Don't let fear derail your career
Once upon a time, fear led me to not only derail my whole career but also spend a year in
prison. Here is what I learned.
Fear is a really handy survival mechanism that kicks in when your brain senses danger. This helps us to get
our butt into gear and get out of the situation pretty quickly, the problem is, fear often doesn’t know when to
stop.
Fear can hang around long after the real danger has passed, lingering at the edges of your consciousness,
polluting even the most everyday tasks. It is this lingering fear that has the potential to paralyse you but
equally it can be the making of you, as it presents creative and interesting ways to survive and develop.
Many moons ago, a traumatic incident left me with a whole heap of people-related, lingering fear. Over
time, this fear made me jumpy, nervous, paranoid, short-tempered and downright bone-tired. It had started
to affect my job and I was at risk of turning away from my hopes and dreams, battening down the hatches
and admitting defeat.
I was tired of living in fear, in order to salvage my career something had to be done, and fast.
I knew that for me to overcome my fears, I would have to do something so big that it would carve a human
sized hole right through the centre of it, a hole that I could walk right on through never looking back.
For this to work I needed to face a very real danger and it had to involve lots and lots of people.
I began wracking my brain trying to think up scenarios that would fit the bill, until one day I picked up the
local paper and the answer was staring me in the face. “Prison Officers Wanted – Apply Today”. I didn’t even
hesitate; it was the perfect combination of danger and people to make me face my fears.
Throwing caution to the wind I put my career plans on hold, stepped away from my job and enrolled as a
trainee prison officer knowing that it would be a temporary side step, just for a year, a minor detour from my
career path if you will.
I went through the weeks of training, throwing myself into every self-defence and hand-to-hand combat
class I could. I would make copious notes on how to diffuse situations, manage my own fight or flight
responses and how to predict human behaviour. Before I knew it, I had graduated from training and was
proudly walking the landings of an all-male category B prison.
What started out as a tool to help me overcome my fears had become the most interesting and exhilarating
year of my life. I learned so much about myself and how body language can insight and diffuse. I learned the
importance of team work and about what drives people to act the way they do, I gained valuable insight into
lives that are so different from my own. Most importantly, I learned how to understand, control, and
embrace my own fear making me a better officer, colleague, parent and friend.

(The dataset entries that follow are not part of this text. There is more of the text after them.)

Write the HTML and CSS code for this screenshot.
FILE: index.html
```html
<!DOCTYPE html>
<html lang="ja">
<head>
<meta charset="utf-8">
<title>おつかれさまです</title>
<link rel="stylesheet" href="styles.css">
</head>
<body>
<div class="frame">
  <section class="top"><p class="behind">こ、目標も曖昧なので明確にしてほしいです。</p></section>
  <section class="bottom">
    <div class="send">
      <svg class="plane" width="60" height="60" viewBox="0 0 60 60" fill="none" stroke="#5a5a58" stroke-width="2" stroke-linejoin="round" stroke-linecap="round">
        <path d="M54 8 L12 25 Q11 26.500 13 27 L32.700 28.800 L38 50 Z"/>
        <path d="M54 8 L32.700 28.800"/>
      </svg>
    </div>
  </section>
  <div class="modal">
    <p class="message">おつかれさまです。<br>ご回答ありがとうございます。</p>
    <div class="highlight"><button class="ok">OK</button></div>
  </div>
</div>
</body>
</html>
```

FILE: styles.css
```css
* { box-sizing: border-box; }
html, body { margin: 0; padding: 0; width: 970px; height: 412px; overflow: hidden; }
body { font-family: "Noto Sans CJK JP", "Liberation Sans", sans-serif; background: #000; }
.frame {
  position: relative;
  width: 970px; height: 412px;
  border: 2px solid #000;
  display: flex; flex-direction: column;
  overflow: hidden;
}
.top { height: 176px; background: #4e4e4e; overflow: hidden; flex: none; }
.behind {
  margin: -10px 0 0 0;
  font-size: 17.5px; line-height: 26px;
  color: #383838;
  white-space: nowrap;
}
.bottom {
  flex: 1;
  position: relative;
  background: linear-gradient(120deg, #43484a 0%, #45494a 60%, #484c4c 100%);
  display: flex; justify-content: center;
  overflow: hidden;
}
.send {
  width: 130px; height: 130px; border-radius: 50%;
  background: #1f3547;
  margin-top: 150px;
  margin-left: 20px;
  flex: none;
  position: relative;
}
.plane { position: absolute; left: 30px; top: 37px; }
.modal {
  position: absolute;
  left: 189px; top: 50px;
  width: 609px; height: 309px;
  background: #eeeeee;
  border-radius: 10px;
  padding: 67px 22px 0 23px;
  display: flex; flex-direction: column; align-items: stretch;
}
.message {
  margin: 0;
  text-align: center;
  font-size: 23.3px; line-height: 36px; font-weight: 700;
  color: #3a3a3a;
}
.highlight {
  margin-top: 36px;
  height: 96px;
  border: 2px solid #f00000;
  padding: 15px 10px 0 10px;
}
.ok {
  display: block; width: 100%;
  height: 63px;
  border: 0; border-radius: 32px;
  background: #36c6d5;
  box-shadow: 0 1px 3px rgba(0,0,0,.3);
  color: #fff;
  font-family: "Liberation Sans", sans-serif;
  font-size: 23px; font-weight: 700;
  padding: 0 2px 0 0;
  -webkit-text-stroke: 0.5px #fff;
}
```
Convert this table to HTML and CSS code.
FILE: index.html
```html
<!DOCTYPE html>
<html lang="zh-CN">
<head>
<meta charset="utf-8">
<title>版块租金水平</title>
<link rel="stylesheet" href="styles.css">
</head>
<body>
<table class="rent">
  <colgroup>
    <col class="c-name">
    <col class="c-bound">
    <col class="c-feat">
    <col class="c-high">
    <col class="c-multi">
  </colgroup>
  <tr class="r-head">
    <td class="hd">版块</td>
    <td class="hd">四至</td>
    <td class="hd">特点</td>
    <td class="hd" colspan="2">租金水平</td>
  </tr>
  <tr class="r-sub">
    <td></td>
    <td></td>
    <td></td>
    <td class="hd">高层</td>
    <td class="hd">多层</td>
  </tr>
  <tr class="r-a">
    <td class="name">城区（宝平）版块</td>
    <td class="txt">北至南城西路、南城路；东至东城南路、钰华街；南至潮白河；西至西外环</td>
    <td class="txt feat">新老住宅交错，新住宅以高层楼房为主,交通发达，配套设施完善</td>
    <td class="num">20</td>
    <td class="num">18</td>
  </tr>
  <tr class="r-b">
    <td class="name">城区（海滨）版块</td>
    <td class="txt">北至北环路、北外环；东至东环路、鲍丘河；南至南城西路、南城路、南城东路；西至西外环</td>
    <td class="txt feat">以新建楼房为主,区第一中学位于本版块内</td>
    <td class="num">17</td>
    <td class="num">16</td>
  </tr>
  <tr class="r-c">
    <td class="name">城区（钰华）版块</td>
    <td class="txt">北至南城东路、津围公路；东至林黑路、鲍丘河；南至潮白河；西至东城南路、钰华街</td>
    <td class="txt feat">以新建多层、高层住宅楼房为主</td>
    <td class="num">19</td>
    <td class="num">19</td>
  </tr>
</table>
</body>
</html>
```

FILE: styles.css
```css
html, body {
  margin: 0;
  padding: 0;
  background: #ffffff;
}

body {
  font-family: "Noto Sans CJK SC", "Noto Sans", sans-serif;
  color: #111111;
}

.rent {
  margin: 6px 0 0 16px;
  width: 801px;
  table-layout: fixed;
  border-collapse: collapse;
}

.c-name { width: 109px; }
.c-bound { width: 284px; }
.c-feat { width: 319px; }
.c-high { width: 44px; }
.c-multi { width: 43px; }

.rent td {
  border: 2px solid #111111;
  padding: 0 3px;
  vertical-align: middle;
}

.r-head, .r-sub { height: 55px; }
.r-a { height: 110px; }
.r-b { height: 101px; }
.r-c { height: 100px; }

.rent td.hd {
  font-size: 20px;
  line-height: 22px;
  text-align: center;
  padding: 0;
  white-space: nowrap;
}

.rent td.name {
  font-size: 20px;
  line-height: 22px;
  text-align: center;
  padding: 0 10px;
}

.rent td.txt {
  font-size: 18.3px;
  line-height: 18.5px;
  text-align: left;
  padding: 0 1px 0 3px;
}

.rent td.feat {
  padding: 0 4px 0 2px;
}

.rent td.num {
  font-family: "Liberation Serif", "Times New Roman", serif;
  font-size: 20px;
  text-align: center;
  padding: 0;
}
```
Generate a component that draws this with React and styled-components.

The thing is, what started as a year out and a way to salvage my career actually became the making of it.
What I learned at the prison feeds what I do every day. Today, I can write with feeling, with humility,
empathy and understanding. I can walk into a room with confidence and know that I am in complete control
of the fear that once paralysed me.
Fear is created for many different reasons and displays in many different ways but the one thing that is
consistent for everyone is the power it can have over you. It doesn’t have to be a severe crippling fear, even
an insecurity or an anxiety can have an effect on how you carry yourself, how you work through day-to-day
tasks and how you are perceived by the people around you.
Don’t let fear, insecurity or anxiety derail your career, if it means taking a step off your path for a while then
so be it. Finding a temporary job that challenges you and helps you to gain some perspective like I did could
just be the making of you
However you do it, find a way to seize control. Throw your shoulders back and stand up tall, defy fear and
challenge it to face you in all of your powerful glory. You will find that you have in fact been in control the
whole time and fear be damned if it thinks you are a push over.